Right now, the best thing about CAMRGB is the people that I’m meeting.
And the beer that they’re making.
Whether it be professional breweries and brewers or, as with Calum at Gingerbeard Brewery, a home brewer who wants to share what he’s making.
I caught up with Calum and had a brief chat.
Hi Calum, how long have you been brewing and what made you start?
I have been brewing now for about two and half years. Homebrewing is something that I have been aware of since I was a child as my Dad used to brew his own beer. My enthusiasm for homebrewing has actually encouraged my Dad to start homebrewing again so I’m looking forward to trying his first batch after a lengthy break. Like I’m sure is the case with a lot of homebrewers I was struggling to find a beer that suited my taste so I started brewing my own. Once I started brewing I found that I really enjoy thinking about flavour combinations, techniques and experimenting with my own recipes.
What’s your set up?
My set up is relatively basic. I brew in my flat so don’t have much space and because of this I use the brew in a bag all grain method. I mash the grain in a big nylon mesh bag which is then removed from kettle before boiling the hot liquor. I have a 5 gallon thermostatically controlled mashing bin which I use for this process. I have a copper cooling coil which I use to get the wort to the pitching temperature as quickly as possible and the cold wort is transferred to my 5 gallon fermenting bin. Once the fermentation is complete I move the beer over to what I call the bottling barrel where I add more sugar, for conditioning, before bottling. That’s about it, there are some photos of the kit and my brewing process on gingerbeardbrew.com.
What’s the local area like for homebrewing? Is there a network or club you’re part of?

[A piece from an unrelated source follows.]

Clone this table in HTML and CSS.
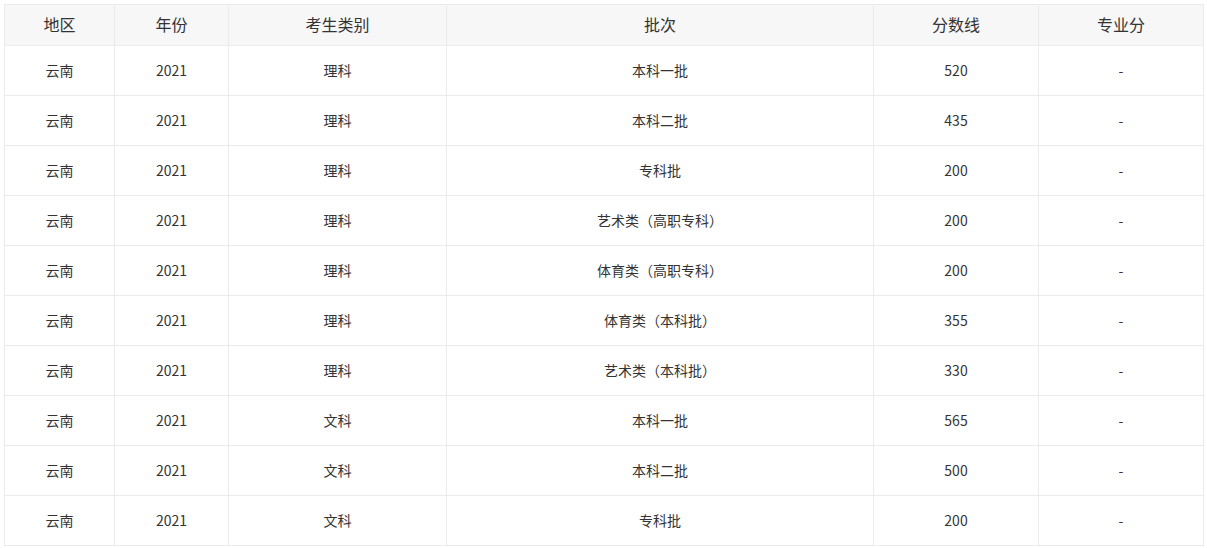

To be honest I’m not entirely sure, there is a CAMRA for the Aberdeen and Grampian region, but it’s not something I’m part of, but that’s as close as it comes to a homebrew group. When I started brewing in Aberdeen there was no Homebrew shop, which I believe is still the case. The beer scene in general wasn’t that great either with one or two pubs serving traditional ale and maybe one serving more exciting bottled beer but the rest was industrial lager. Since Brewdog opened the bar in Aberdeen I think there has been a lot more interest in beer and brewing. A few of my friends have become interested in the brewing process and some have even tried brewing their own beer. Even though there isn’t a local homebrew group or network I am member of a few homebrew forums and follow a lot of small breweries through twitter which provides a wealth of knowledge.
I was lucky enough to try three Gingerbeard beers, and here they are.
Leftover IPA (?%)
This beer pours a soft tangerine colour with a good head.
I’m really impressed with the fizz in this as it really tingles on your tongue.
Good nutty notes and a dash of malted milk biscuits, with a huge smack of hops.
You get a good sniff of the tropical fruit sweeties you loved as a child.
The finish is really very long indeed and full of hedgerow bitterness and floral notes.
If i was to be hyper-critical I would say that as a whole it could do with a little focus, but then this is a beer made from leftovers so it’s bound to be a little loose.
I like it a lot.
Rye Brown Ale (5%)
The pop of the cap on this was so loud I jumped.
This beer poured into the glass a gorgeous treacle brown with a terrific creamy head.
This beer is rich and warming.
There’s a whole grain flavour from the rye, all nutty and wholesome.
The alcohol heat is tempered by a good, if subtle, caramel sweetness.
Hiding away at the back of this beer, and appearing just before the lovely soft hopping, you find a really lovely old fashioned bitter beer flavour. It’s just a glance but it’s enough to really complete this brew.
Finnish Imperial Stout (6.8%)
Bitter chocolate coated blackberries.
This is brilliant home brewing.
You can taste the time and effort and craft in this beer.
Rich chocolate malts, spiced wine from the berries and a full bodied blast of black pepper before the light leafiness of the hops kick in.
Who’d have thought that a fruit stout could work so well.